* Written instruction
Extract all data as written.
────────
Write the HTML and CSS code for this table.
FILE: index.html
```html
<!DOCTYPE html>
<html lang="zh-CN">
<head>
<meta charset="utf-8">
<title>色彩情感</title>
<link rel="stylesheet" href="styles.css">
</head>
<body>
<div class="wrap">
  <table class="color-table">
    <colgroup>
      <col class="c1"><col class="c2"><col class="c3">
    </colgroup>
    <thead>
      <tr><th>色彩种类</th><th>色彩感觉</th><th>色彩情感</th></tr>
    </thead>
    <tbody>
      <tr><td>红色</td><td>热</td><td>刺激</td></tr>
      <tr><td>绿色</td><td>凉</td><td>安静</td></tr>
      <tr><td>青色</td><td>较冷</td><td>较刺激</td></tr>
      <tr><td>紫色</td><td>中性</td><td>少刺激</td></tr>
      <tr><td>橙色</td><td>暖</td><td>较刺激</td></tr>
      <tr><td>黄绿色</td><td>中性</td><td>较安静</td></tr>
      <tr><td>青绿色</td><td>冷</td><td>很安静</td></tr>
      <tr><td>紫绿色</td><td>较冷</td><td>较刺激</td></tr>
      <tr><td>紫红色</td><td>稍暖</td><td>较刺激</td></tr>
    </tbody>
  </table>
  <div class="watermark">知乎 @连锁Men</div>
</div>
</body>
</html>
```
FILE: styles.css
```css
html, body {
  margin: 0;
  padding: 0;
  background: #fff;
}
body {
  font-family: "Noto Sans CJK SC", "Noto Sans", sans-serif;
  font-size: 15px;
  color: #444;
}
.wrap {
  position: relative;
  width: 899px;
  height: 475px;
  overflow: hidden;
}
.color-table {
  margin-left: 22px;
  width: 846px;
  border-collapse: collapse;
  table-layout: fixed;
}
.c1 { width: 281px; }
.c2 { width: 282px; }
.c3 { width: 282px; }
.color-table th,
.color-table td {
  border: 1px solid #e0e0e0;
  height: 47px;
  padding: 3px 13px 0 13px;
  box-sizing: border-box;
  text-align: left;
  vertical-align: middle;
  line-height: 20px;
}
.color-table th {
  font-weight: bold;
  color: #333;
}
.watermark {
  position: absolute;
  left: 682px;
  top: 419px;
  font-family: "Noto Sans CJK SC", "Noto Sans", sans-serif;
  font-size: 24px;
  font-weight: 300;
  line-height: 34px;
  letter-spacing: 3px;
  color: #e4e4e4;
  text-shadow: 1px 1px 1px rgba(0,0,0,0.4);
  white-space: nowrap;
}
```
────────
* Answer to the exercise
Write the HTML and CSS code for this table.
FILE: index.html
```html
<!DOCTYPE html>
<html lang="zh-CN">
<head>
<meta charset="utf-8">
<title>色彩情感</title>
<link rel="stylesheet" href="styles.css">
</head>
<body>
<div class="wrap">
  <table class="color-table">
    <colgroup>
      <col class="c1"><col class="c2"><col class="c3">
    </colgroup>
    <thead>
      <tr><th>色彩种类</th><th>色彩感觉</th><th>色彩情感</th></tr>
    </thead>
    <tbody>
      <tr><td>红色</td><td>热</td><td>刺激</td></tr>
      <tr><td>绿色</td><td>凉</td><td>安静</td></tr>
      <tr><td>青色</td><td>较冷</td><td>较刺激</td></tr>
      <tr><td>紫色</td><td>中性</td><td>少刺激</td></tr>
      <tr><td>橙色</td><td>暖</td><td>较刺激</td></tr>
      <tr><td>黄绿色</td><td>中性</td><td>较安静</td></tr>
      <tr><td>青绿色</td><td>冷</td><td>很安静</td></tr>
      <tr><td>紫绿色</td><td>较冷</td><td>较刺激</td></tr>
      <tr><td>紫红色</td><td>稍暖</td><td>较刺激</td></tr>
    </tbody>
  </table>
  <div class="watermark">知乎 @连锁Men</div>
</div>
</body>
</html>
```
FILE: styles.css
```css
html, body {
  margin: 0;
  padding: 0;
  background: #fff;
}
body {
  font-family: "Noto Sans CJK SC", "Noto Sans", sans-serif;
  font-size: 15px;
  color: #444;
}
.wrap {
  position: relative;
  width: 899px;
  height: 475px;
  overflow: hidden;
}
.color-table {
  margin-left: 22px;
  width: 846px;
  border-collapse: collapse;
  table-layout: fixed;
}
.c1 { width: 281px; }
.c2 { width: 282px; }
.c3 { width: 282px; }
.color-table th,
.color-table td {
  border: 1px solid #e0e0e0;
  height: 47px;
  padding: 3px 13px 0 13px;
  box-sizing: border-box;
  text-align: left;
  vertical-align: middle;
  line-height: 20px;
}
.color-table th {
  font-weight: bold;
  color: #333;
}
.watermark {
  position: absolute;
  left: 682px;
  top: 419px;
  font-family: "Noto Sans CJK SC", "Noto Sans", sans-serif;
  font-size: 24px;
  font-weight: 300;
  line-height: 34px;
  letter-spacing: 3px;
  color: #e4e4e4;
  text-shadow: 1px 1px 1px rgba(0,0,0,0.4);
  white-space: nowrap;
}
```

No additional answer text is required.